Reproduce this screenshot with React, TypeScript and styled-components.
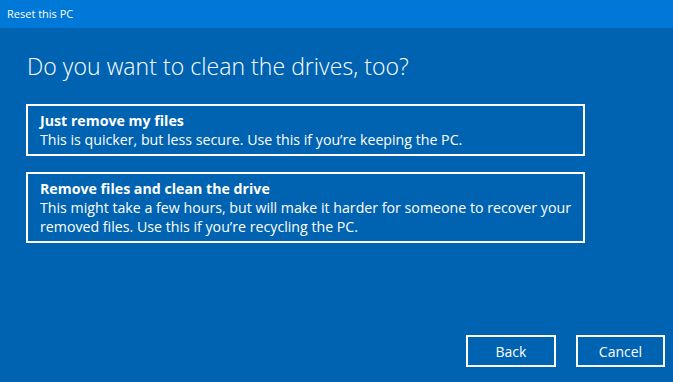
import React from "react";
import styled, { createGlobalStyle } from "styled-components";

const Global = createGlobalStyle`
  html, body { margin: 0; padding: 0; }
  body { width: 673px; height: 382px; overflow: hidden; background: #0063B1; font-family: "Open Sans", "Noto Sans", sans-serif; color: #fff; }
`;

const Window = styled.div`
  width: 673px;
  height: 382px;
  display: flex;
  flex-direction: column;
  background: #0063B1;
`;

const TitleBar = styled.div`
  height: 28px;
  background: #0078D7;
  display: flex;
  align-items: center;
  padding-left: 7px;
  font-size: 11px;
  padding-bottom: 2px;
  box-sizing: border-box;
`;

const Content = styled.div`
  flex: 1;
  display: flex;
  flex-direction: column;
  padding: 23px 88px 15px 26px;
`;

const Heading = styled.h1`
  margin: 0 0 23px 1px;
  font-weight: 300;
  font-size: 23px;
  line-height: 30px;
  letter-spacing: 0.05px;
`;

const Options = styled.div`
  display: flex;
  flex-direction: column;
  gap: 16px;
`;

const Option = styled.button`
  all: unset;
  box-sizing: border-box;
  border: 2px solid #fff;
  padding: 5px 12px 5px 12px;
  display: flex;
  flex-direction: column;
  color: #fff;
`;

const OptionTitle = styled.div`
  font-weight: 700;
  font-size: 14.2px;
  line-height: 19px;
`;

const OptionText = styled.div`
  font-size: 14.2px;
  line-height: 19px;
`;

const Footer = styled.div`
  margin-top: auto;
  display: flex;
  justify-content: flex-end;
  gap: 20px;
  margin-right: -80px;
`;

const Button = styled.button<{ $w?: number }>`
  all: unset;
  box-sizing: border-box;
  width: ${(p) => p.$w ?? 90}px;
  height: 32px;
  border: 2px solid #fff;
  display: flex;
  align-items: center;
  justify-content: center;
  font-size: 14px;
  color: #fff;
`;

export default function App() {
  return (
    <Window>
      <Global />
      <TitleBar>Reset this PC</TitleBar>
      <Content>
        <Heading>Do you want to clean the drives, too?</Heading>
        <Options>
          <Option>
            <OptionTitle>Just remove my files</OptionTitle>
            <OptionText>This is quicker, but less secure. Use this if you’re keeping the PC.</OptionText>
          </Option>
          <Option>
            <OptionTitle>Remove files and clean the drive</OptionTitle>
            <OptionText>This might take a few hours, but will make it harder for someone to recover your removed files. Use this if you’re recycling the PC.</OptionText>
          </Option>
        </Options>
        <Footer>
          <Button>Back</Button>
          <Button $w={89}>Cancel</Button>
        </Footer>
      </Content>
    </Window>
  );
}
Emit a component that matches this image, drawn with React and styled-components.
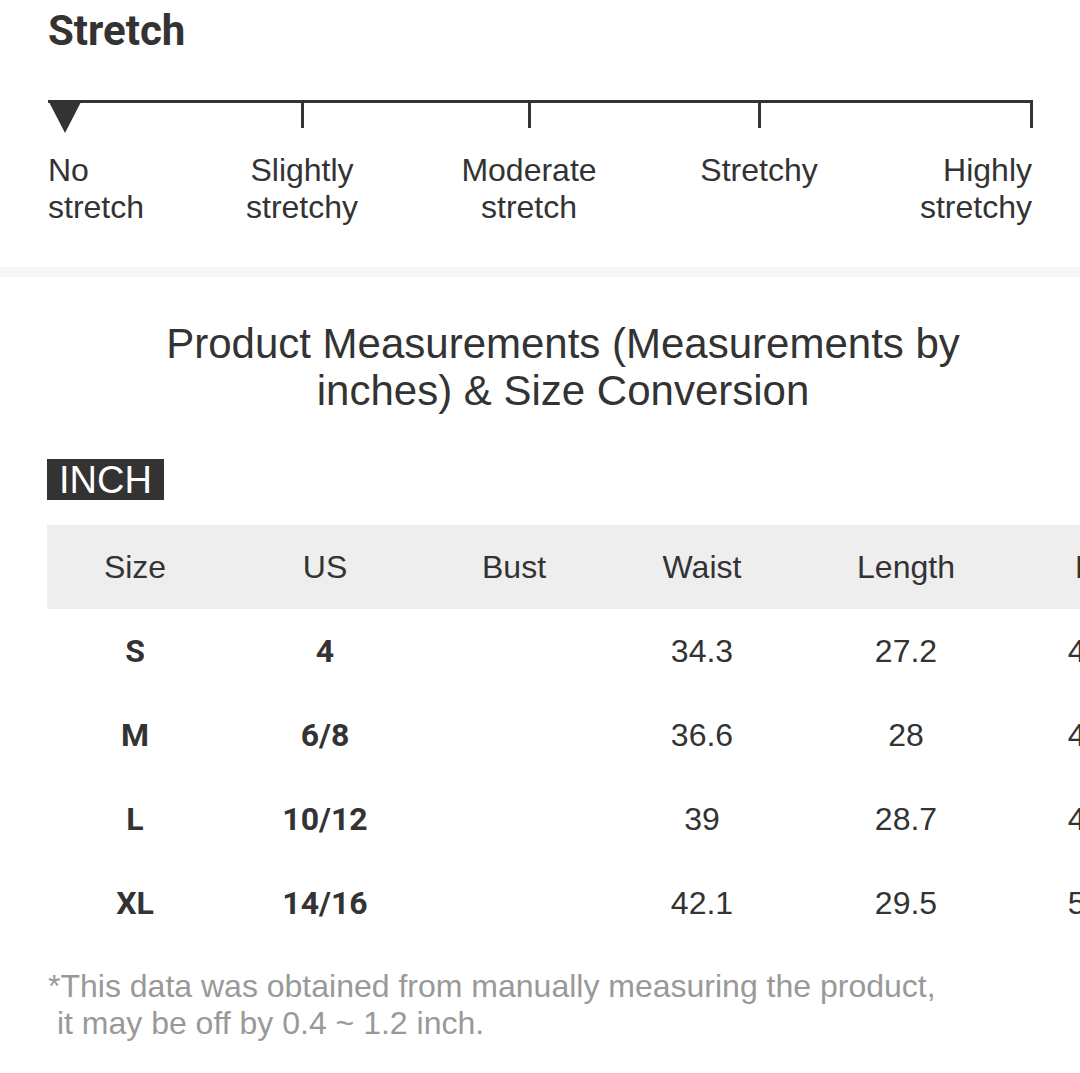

********************

Objective: Omit the pictures and reproduce the listing exactly.

Final result:
Reproduce this screenshot with React, TypeScript and styled-components.
import React from "react";
import styled, { createGlobalStyle } from "styled-components";

const Global = createGlobalStyle`
  html, body { margin: 0; padding: 0; }
  body { width: 673px; height: 382px; overflow: hidden; background: #0063B1; font-family: "Open Sans", "Noto Sans", sans-serif; color: #fff; }
`;

const Window = styled.div`
  width: 673px;
  height: 382px;
  display: flex;
  flex-direction: column;
  background: #0063B1;
`;

const TitleBar = styled.div`
  height: 28px;
  background: #0078D7;
  display: flex;
  align-items: center;
  padding-left: 7px;
  font-size: 11px;
  padding-bottom: 2px;
  box-sizing: border-box;
`;

const Content = styled.div`
  flex: 1;
  display: flex;
  flex-direction: column;
  padding: 23px 88px 15px 26px;
`;

const Heading = styled.h1`
  margin: 0 0 23px 1px;
  font-weight: 300;
  font-size: 23px;
  line-height: 30px;
  letter-spacing: 0.05px;
`;

const Options = styled.div`
  display: flex;
  flex-direction: column;
  gap: 16px;
`;

const Option = styled.button`
  all: unset;
  box-sizing: border-box;
  border: 2px solid #fff;
  padding: 5px 12px 5px 12px;
  display: flex;
  flex-direction: column;
  color: #fff;
`;

const OptionTitle = styled.div`
  font-weight: 700;
  font-size: 14.2px;
  line-height: 19px;
`;

const OptionText = styled.div`
  font-size: 14.2px;
  line-height: 19px;
`;

const Footer = styled.div`
  margin-top: auto;
  display: flex;
  justify-content: flex-end;
  gap: 20px;
  margin-right: -80px;
`;

const Button = styled.button<{ $w?: number }>`
  all: unset;
  box-sizing: border-box;
  width: ${(p) => p.$w ?? 90}px;
  height: 32px;
  border: 2px solid #fff;
  display: flex;
  align-items: center;
  justify-content: center;
  font-size: 14px;
  color: #fff;
`;

export default function App() {
  return (
    <Window>
      <Global />
      <TitleBar>Reset this PC</TitleBar>
      <Content>
        <Heading>Do you want to clean the drives, too?</Heading>
        <Options>
          <Option>
            <OptionTitle>Just remove my files</OptionTitle>
            <OptionText>This is quicker, but less secure. Use this if you’re keeping the PC.</OptionText>
          </Option>
          <Option>
            <OptionTitle>Remove files and clean the drive</OptionTitle>
            <OptionText>This might take a few hours, but will make it harder for someone to recover your removed files. Use this if you’re recycling the PC.</OptionText>
          </Option>
        </Options>
        <Footer>
          <Button>Back</Button>
          <Button $w={89}>Cancel</Button>
        </Footer>
      </Content>
    </Window>
  );
}
Emit a component that matches this image, drawn with React and styled-components.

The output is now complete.